Case Study: Botswana
Contrast Nigeria with Botswana, a Southern African nation that discovered diamonds shortly after independence in 1966. Botswana has managed its diamond wealth remarkably well, implementing prudent fiscal policies, investing in education and healthcare, and establishing strong anti-corruption frameworks. The result has been one of the fastest sustained growth rates in the world, with Botswana moving from low-income to upper-middle-income status. The key difference lies in governance: Botswana’s leaders and institutions used resource revenues for long-term development rather than short-term enrichment. The African Development Bank highlights Botswana as a model for resource management in Africa.
Landlocked Countries: The Geographical Disadvantage
Of the 44 landlocked countries in the world, 32 are classified as developing or least-developed. Their lack of direct sea access imposes costs that can exceed 50% of the value of traded goods in some cases. For example, landlocked countries in Central Asia and Sub-Saharan Africa rely on often unreliable rail and road networks through neighboring states, where customs delays and bribery are common. This higher trade cost discourages foreign investment and limits the benefits of globalization.
Opportunities Through Cooperation
However, geography is not destiny. Some landlocked countries have mitigated their disadvantage through regional cooperation and investment. Ethiopia, the largest landlocked country in Africa, has partnered with Djibouti to use its port facilities, and the two nations have invested in a modern railway that has cut transit times significantly. Similarly, the Almaty Declaration of 2003 committed landlocked developing countries and transit countries to improve transport networks and simplify border procedures. International organizations, such as the United Nations Office of the High Representative for the Least Developed Countries, Landlocked Developing Countries and Small Island Developing States, work to amplify the voices of these nations and secure better trade terms.
Global Trade and Resource Dynamics
The global trading system has amplified both the benefits and the risks associated with natural resource distribution. International trade allows resource-rich countries to export their commodities and import finished goods, but it also creates dependencies and vulnerabilities.

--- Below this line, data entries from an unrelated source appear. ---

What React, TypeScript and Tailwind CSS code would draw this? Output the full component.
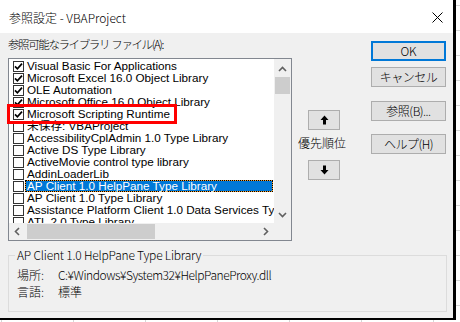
import React from "react";

const items: { label: string; checked?: boolean; selected?: boolean }[] = [
  { label: "Visual Basic For Applications", checked: true },
  { label: "Microsoft Excel 16.0 Object Library", checked: true },
  { label: "OLE Automation", checked: true },
  { label: "Microsoft Office 16.0 Object Library", checked: true },
  { label: "Microsoft Scripting Runtime", checked: true },
  { label: "未保存: VBAProject" },
  { label: "AccessibilityCplAdmin 1.0 Type Library" },
  { label: "Active DS Type Library" },
  { label: "ActiveMovie control type library" },
  { label: "AddinLoaderLib" },
  { label: "AP Client 1.0 HelpPane Type Library", selected: true },
  { label: "AP Client 1.0 Type Library" },
  { label: "Assistance Platform Client 1.0 Data Services Type Library" },
  { label: "ATL 2.0 Type Library" },
];

function Check() {
  return (
    <svg width="9" height="9" viewBox="0 0 9 9">
      <path d="M1 4.3 L3.4 6.8 L8 1.6" fill="none" stroke="#000" strokeWidth="1.7" />
    </svg>
  );
}

function Chevron({ dir }: { dir: "up" | "down" | "left" | "right" }) {
  const rot = { up: 0, down: 180, left: -90, right: 90 }[dir];
  return (
    <svg width="9" height="9" viewBox="0 0 9 9" style={{ transform: `rotate(${rot}deg)` }}>
      <path d="M1 6 L4.5 2.5 L8 6" fill="none" stroke="#606060" strokeWidth="1.6" />
    </svg>
  );
}

function Arrow({ down }: { down?: boolean }) {
  return (
    <svg width="9" height="10" viewBox="0 0 9 10" style={{ transform: down ? "rotate(180deg)" : undefined }}>
      <path d="M4.5 0.5 L8.5 5 H6 V9.5 H3 V5 H0.5 Z" fill="#000" />
    </svg>
  );
}

const ui = "font-['Noto_Sans_CJK_JP','Liberation_Sans',sans-serif] font-light";
const listFont = "font-['Liberation_Sans','Noto_Sans_CJK_JP',sans-serif] font-normal";

export default function App() {
  return (
    <div className="relative w-[460px] h-[322px] overflow-hidden bg-white bg-[linear-gradient(to_right,#d6d6d6_1px,transparent_1px),linear-gradient(to_bottom,#d6d6d6_1px,transparent_1px)] bg-[size:72px_25px] bg-[position:1px_5px]">
      <div className={`w-[456px] h-[320px] flex flex-col border-r-[3px] border-b-2 border-black ${ui} text-black`}>
        {/* title bar */}
        <div className="h-[33px] bg-white flex items-center justify-between pl-[9px] pr-[10px] pt-[2px]">
          <span className="text-[12px] leading-none text-[#000]">参照設定 - VBAProject</span>
          <svg width="11" height="11" viewBox="0 0 11 11">
            <path d="M0.5 0.5 L10.5 10.5 M10.5 0.5 L0.5 10.5" stroke="#000" strokeWidth="1" />
          </svg>
        </div>
        {/* client */}
        <div className="flex-1 bg-[#f0f0f0] flex flex-col">
          <div className="flex">
            {/* left column */}
            <div className="ml-[8px] w-[284px] flex flex-col">
              <div className="mt-[4px] h-[16px] flex items-center text-[11.5px] tracking-[-1.4px] whitespace-pre">
                参照可能なライブラリ  ファイル(A):
              </div>
              <div className="mt-[5px] h-[183px] border border-[#828790] bg-white flex flex-col">
                <div className="flex h-[164px]">
                  <div className={`w-[265px] overflow-hidden pt-px ${listFont} text-[11.7px]`}>
                    {items.map((it, i) => (
                      <div key={i} className="h-[12px] flex items-center pl-[4px] whitespace-nowrap">
                        <div className="w-[11px] h-[11px] shrink-0 border border-[#333] bg-white flex items-center justify-center">
                          {it.checked && <Check />}
                        </div>
                        {it.selected ? (
                          <div className="ml-[1px] mr-px flex-1 h-[12px] bg-[#f5a030]">
                            <div className="h-full border border-dotted border-black bg-[#0078d7] bg-clip-padding text-white pl-[1px] flex items-center leading-none">
                              {it.label}
                            </div>
                          </div>
                        ) : (
                          <div className="ml-[2px] pl-[1px] leading-none">{it.label}</div>
                        )}
                      </div>
                    ))}
                  </div>
                  {/* vertical scrollbar */}
                  <div className="w-[17px] bg-[#f0f0f0] flex flex-col">
                    <div className="h-[17px] flex items-center justify-center pt-[3px]">
                      <Chevron dir="up" />
                    </div>
                    <div className="mt-px mx-px h-[17px] bg-[#cdcdcd]" />
                    <div className="flex-1" />
                    <div className="h-[17px] flex items-center justify-center">
                      <Chevron dir="down" />
                    </div>
                  </div>
                </div>
                {/* horizontal scrollbar */}
                <div className="flex h-[17px]">
                  <div className="w-[265px] bg-[#f0f0f0] flex items-center">
                    <div className="w-[17px] h-full flex items-center justify-center">
                      <Chevron dir="left" />
                    </div>
                    <div className="ml-px h-[15px] w-[128px] bg-[#cdcdcd]" />
                    <div className="flex-1" />
                    <div className="w-[17px] h-full flex items-center justify-center">
                      <Chevron dir="right" />
                    </div>
                  </div>
                  <div className="w-[17px] bg-[#f0f0f0]" />
                </div>
              </div>
            </div>
            {/* middle column */}
            <div className="w-[79px] flex flex-col items-start pt-[77px]">
              <button className="ml-[16px] w-[32px] h-[20px] bg-[#e1e1e1] border border-[#adadad] flex items-center justify-center">
                <Arrow />
              </button>
              <div className="ml-[6px] mt-[5px] h-[16px] flex items-center text-[12px] whitespace-nowrap">優先順位</div>
              <button className="ml-[16px] mt-[9px] w-[32px] h-[20px] bg-[#e1e1e1] border border-[#adadad] flex items-center justify-center">
                <Arrow down />
              </button>
            </div>
            {/* right column */}
            <div className="flex flex-col pt-[8px] text-[12px]">
              <button className="w-[75px] h-[20px] bg-[#e1e1e1] border-2 border-[#0078d7] flex items-center justify-center leading-none">OK</button>
              <button className="mt-[6px] w-[75px] h-[20px] bg-[#e1e1e1] border border-[#adadad] flex items-center justify-center leading-none tracking-[-0.5px]">キャンセル</button>
              <button className="mt-[14px] w-[75px] h-[20px] bg-[#e1e1e1] border border-[#adadad] flex items-center justify-center leading-none tracking-[-0.5px]">参照(B)...</button>
              <button className="mt-[13px] w-[75px] h-[20px] bg-[#e1e1e1] border border-[#adadad] flex items-center justify-center leading-none tracking-[-0.5px]">ヘルプ(H)</button>
            </div>
          </div>
          {/* group box */}
          <fieldset className="ml-[8px] mt-[7px] w-[439px] border border-[#dcdcdc] pl-[6px] pb-[11px] text-[12px]">
            <legend className="px-[2px] leading-[14px] text-[12px] tracking-[-0.2px]">AP Client 1.0 HelpPane Type Library</legend>
            <div className="mt-[4px] h-[17px] flex items-center">
              <span className="w-[43px] pl-[2px]">場所:</span>
              <span className="tracking-[-0.45px]">C:¥Windows¥System32¥HelpPaneProxy.dll</span>
            </div>
            <div className="h-[17px] flex items-center">
              <span className="w-[43px] pl-[2px]">言語:</span>
              <span>標準</span>
            </div>
          </fieldset>
        </div>
      </div>
      {/* red highlight annotation */}
      <div className="absolute left-[7px] top-[104px] w-[170px] h-[20px] border-[3px] border-[#ff0000]" />
    </div>
  );
}
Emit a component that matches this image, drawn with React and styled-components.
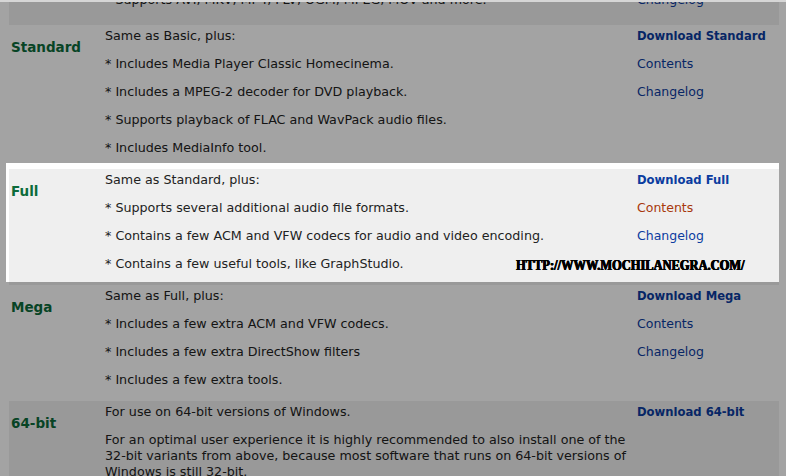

Trade Agreements and Power Asymmetries
Trade agreements often reflect the power imbalances between resource-exporting nations and the industrialized importers. For example, the extraction of oil, copper, or cobalt is frequently governed by contracts that favor multinational corporations from wealthy countries, leaving host nations with a small share of the value chain. Moreover, the tariffs and nontariff barriers imposed on processed goods encourage developing countries to export raw materials rather than manufacturing higher-value products, perpetuating a colonial-like division of labor. Reforms such as the African Continental Free Trade Area aim to change this by encouraging intra-continental trade and value addition.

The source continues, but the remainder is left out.